Garg takes issue with President Trump’s calls to bring back various manufacturing and other businesses from overseas to better protect the republic when threats, such as COVID-19, come knocking on our door.  But such “economic protectionism,” argues Garg, “threatens both our lives and our way of life.”

Garg goes on to declare that “all available evidence and an overwhelming majority of economists support the notion that economic protectionism is a mistake.”

For some reason, every time I hear someone referring to economists while simultaneously arguing, as Garg does, that we need to “listen to the experts,” I can’t help but recall this classic Reaganism:

“Economists are people who wonder if what works in reality can also work in theory.”

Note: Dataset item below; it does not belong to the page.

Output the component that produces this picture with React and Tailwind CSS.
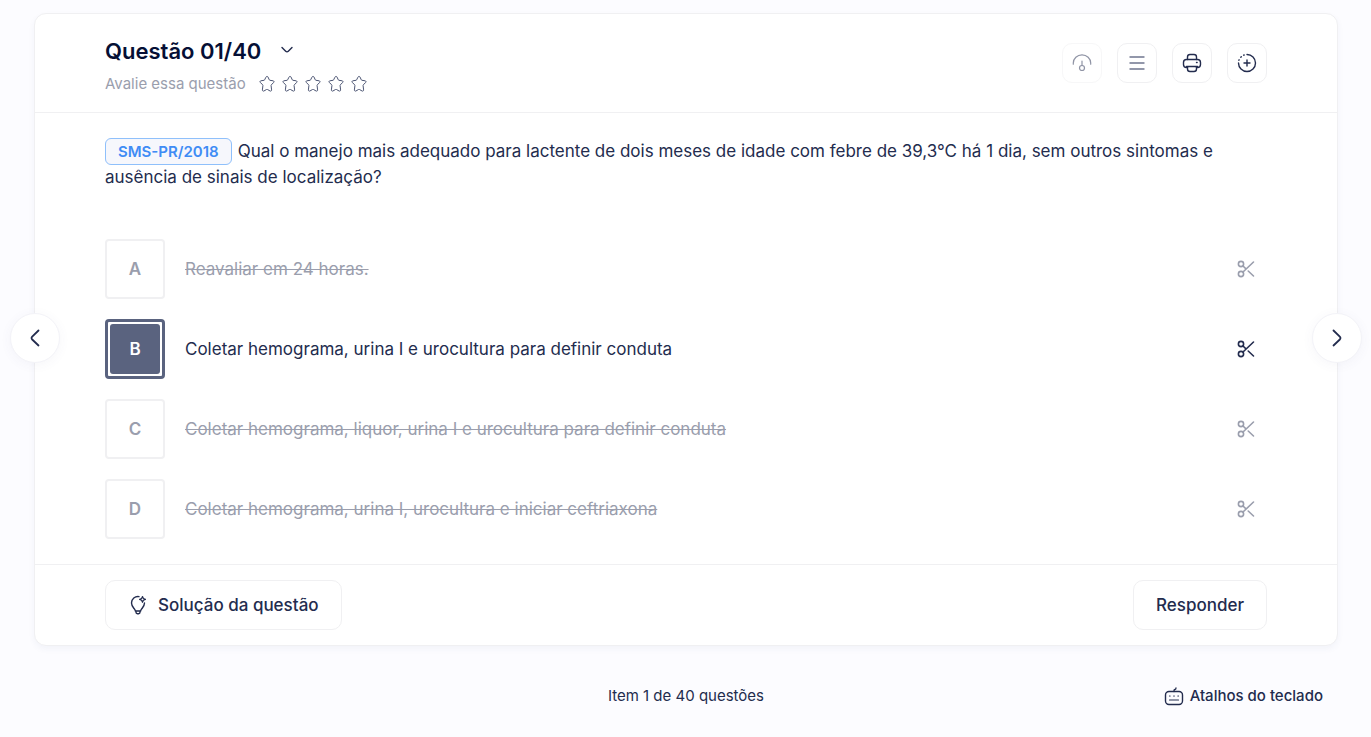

“Economic protectionism,” Garg continues, “prevents cheaper foreign goods – perhaps made in countries with lower wages or cheaper materials, or simply made more efficiently – from undercutting domestic prices.”

Garg then specifically singled out imported sugar – which is limited by the U.S. sugar program of quotas and tariffs – as an example of cheaper foreign goods that would save consumers money if only we allowed free trade.

But as is the wont of U.S. sugar policy opponents, he left out one important little detail…

Foreign sugar isn’t cheaper because of “lower wages or cheaper materials, or simply made more efficiently.”  It’s cheaper because of foreign government subsidies.  And that is decidedly NOT “free trade.”

Protecting domestic sugar producers from sugar imports that are unfairly subsidized by foreign governments works in reality.  Yet folks such as Mr. Garg wonder if such common-sense policies protecting U.S. sugar manufacturers from cheaters works in theory.

In economist theory, no.  In consumer reality, absolutely yes.